There’s no limit to the creative mind when it comes to naming our pets. I recall giving one of my cats a simple but effective name….”Meow.” Yep, I named my first cat “Meow.” Not much thought in that but it seemed to work for me until I came home late from work one night in the early morning hours and couldn’t locate that cat. So I stood out on my front doorstep calling him.
Now how do ya call a cat? By its name of course. So there I was at 2am in the dead of night calling out his name, “Meow….Meow…Meow.” It was shortly thereafter that the police arrived and wanted to know if I had been drinking or high on something.
I suppose if you were one of my neighbors and heard some guy standing outside on his front stairs yelling “Meow” at 2am you’d call the cops too. Needless to say, but I’ll say it anyhow, after some explaining with a sheepish look on my face, the cops bought my story and went on their way shaking their heads. Damn cat never showed up while they were there either so I could vindicate myself.
The only other time I came close to a repeat of that episode is when I had a dog, a beagle, and named him “Woof.” However, after that cat episode there was no way I was going to go outside in the dead of night and call for him at the top of my voice yelling, “WOOF.” I’m not THAT stupid.
Nowadays all of my 5 cats have simple ordinary names and none of them leave the house. They have never seen the likes of daylight outdoors and never will. Lest we have a repeat episode of neighbors calling the police. I DO feel somewhat sorry for them not being able to experience the great outdoors, but I ease their curiosity by occasionally bringing in a mouse for them to play with, or pictures of other outdoor cats that venture into our yard.
The pictures work fine but the mouse drives my other half up a wall……or chair…….literally. It IS fun however. She fails to appreciate the humor in my efforts to appease all of the cats however.
So, in conclusion, be verrrry careful what you name your pets. Names like Harry, Jack, Ralph, or Herman are fine but you’ll find yourself receiving credit card offers in their names because those stupid people have no idea they’re animals. Which is fine if you really wanna build up your credit using your pets credit cards.

CNN Headline News...."Retailers report a rise in credit card abuse by pet owners using their animals credit cards."
The only problem with that is that many credit card companies are now requiring a photo ID. The only way around that is to grow a full beard and let your ear hair and eyebrows grow really long.

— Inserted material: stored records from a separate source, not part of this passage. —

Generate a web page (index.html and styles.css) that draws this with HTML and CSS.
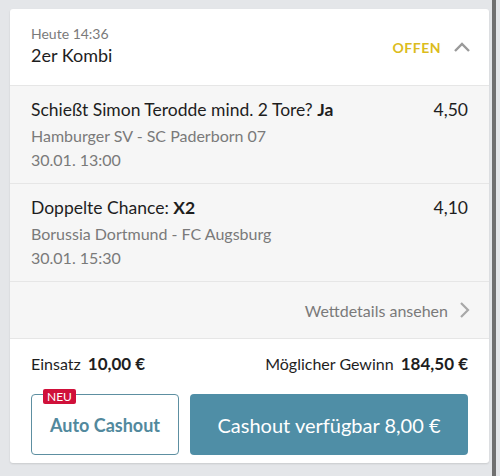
FILE: index.html
```html
<!DOCTYPE html>
<html lang="de">

<head>
    <meta charset="UTF-8">
    <meta name="viewport" content="width=device-width, initial-scale=1.0">
    <title>Wettschein</title>
    <link rel="stylesheet" href="styles.css">
</head>

<body>
    <div class="page">
        <div class="card">
            <div class="head">
                <div>
                    <div class="time">Heute 14:36</div>
                    <div class="kind">2er Kombi</div>
                </div>
                <div class="status">
                    <span>OFFEN</span>
                    <svg width="18" height="12" viewBox="0 0 18 12"><path d="M2 10 L9 3 L16 10" fill="none" stroke="#9a9a9a" stroke-width="2.4"/></svg>
                </div>
            </div>

            <div class="leg">
                <div class="leg-top">
                    <div class="market">Schießt Simon Terodde mind. 2 Tore? <b>Ja</b></div>
                    <div class="odds">4,50</div>
                </div>
                <div class="event">Hamburger SV - SC Paderborn 07</div>
                <div class="event">30.01. 13:00</div>
            </div>

            <div class="leg">
                <div class="leg-top">
                    <div class="market">Doppelte Chance: <b>X2</b></div>
                    <div class="odds">4,10</div>
                </div>
                <div class="event">Borussia Dortmund - FC Augsburg</div>
                <div class="event">30.01. 15:30</div>
            </div>

            <div class="details">
                <span>Wettdetails ansehen</span>
                <svg width="12" height="18" viewBox="0 0 12 18"><path d="M3 2 L10 9 L3 16" fill="none" stroke="#a8a8a8" stroke-width="2.2"/></svg>
            </div>

            <div class="foot">
                <div class="sums">
                    <div>Einsatz <b>10,00 €</b></div>
                    <div>Möglicher Gewinn <b>184,50 €</b></div>
                </div>
                <div class="actions">
                    <button class="btn-auto">
                        <span class="badge">NEU</span>
                        Auto Cashout
                    </button>
                    <button class="btn-cash">Cashout verfügbar 8,00 €</button>
                </div>
            </div>
        </div>
        <div class="scrollbar"></div>
    </div>
</body>

</html>
```

FILE: styles.css
```css
body {
    margin: 0;
    background-color: #e4e6e9;
    font-family: 'Lato', 'Noto Sans', sans-serif;
    color: #1e1e1e;
}

.page {
    display: flex;
    height: 476px;
    padding: 9px 0 0 10px;
    box-sizing: border-box;
}

.card {
    width: 479px;
    height: 454px;
    background-color: #ffffff;
    border-radius: 3px;
    box-shadow: 0 1px 2px rgba(0, 0, 0, 0.12);
    display: flex;
    flex-direction: column;
    overflow: hidden;
}

.scrollbar {
    width: 4px;
    margin-left: 3px;
    margin-top: -9px;
    height: 476px;
    background-color: #707070;
}

.head {
    display: flex;
    justify-content: space-between;
    align-items: center;
    height: 76px;
    padding: 0 18px 0 21px;
    border-bottom: 1px solid #e6e6e6;
}

.time {
    font-size: 14px;
    color: #7a7a7a;
    margin-top: -3px;
    margin-bottom: 2px;
}

.kind {
    font-size: 18px;
}

.status {
    display: flex;
    align-items: center;
    gap: 12px;
    font-size: 14px;
    font-weight: 700;
    letter-spacing: 0.5px;
    color: #dcbc1c;
}

.leg {
    background-color: #f6f6f6;
    height: 98px;
    padding: 13px 21px 0;
    box-sizing: border-box;
    border-bottom: 1px solid #e6e6e6;
}

.leg-top {
    display: flex;
    justify-content: space-between;
    font-size: 17.5px;
    margin-bottom: 4px;
}

.market b {
    font-weight: 700;
}

.event {
    font-size: 16px;
    color: #7a7a7a;
    line-height: 24px;
}

.details {
    background-color: #f6f6f6;
    height: 56px;
    display: flex;
    justify-content: flex-end;
    align-items: center;
    gap: 10px;
    padding: 0 19px;
    font-size: 16px;
    color: #7a7a7a;
    border-bottom: 1px solid #e6e6e6;
}

.foot {
    padding: 14px 21px 0;
}

.sums {
    display: flex;
    justify-content: space-between;
    font-size: 16px;
}

.sums b {
    font-size: 17px;
    margin-left: 3px;
}

.actions {
    display: flex;
    gap: 11px;
    margin-top: 20px;
}

.btn-auto {
    position: relative;
    width: 148px;
    height: 61px;
    border: 1px solid #5d8fa1;
    border-radius: 4px;
    background-color: #ffffff;
    color: #52899d;
    font-family: inherit;
    font-size: 18px;
    font-weight: 700;
}

.badge {
    position: absolute;
    top: -6px;
    left: 11px;
    background-color: #d0103a;
    color: #ffffff;
    font-size: 12px;
    font-weight: 400;
    padding: 0 4px;
    border-radius: 2px;
    line-height: 15px;
}

.btn-cash {
    flex: 1;
    height: 61px;
    border: none;
    border-radius: 4px;
    background-color: #4f8ea6;
    color: #ffffff;
    font-family: inherit;
    font-size: 20px;
}
```
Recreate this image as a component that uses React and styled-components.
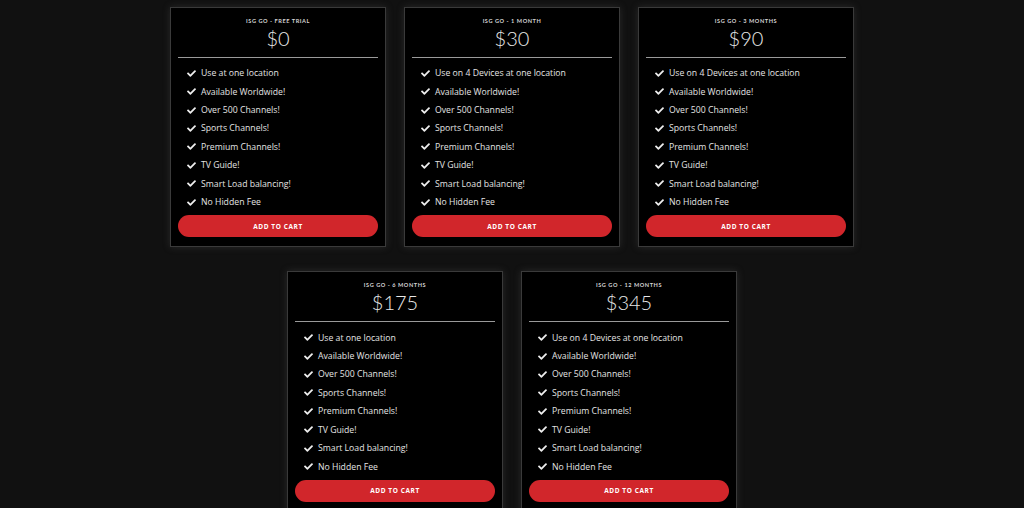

Coughing up a hairball or licking yourself as your card is being processed also adds to your credibility when you’re making a credit card purchase using your pets card.
Um….not that “I” have ever tried this mind you.
“Dear……the mail just came in and I opened this Visa card bill and it says that someone in our family named “Fluffy” charged $500 at “Home Depot” for a 500 horsepower riding lawnmower….do you know anything about this?”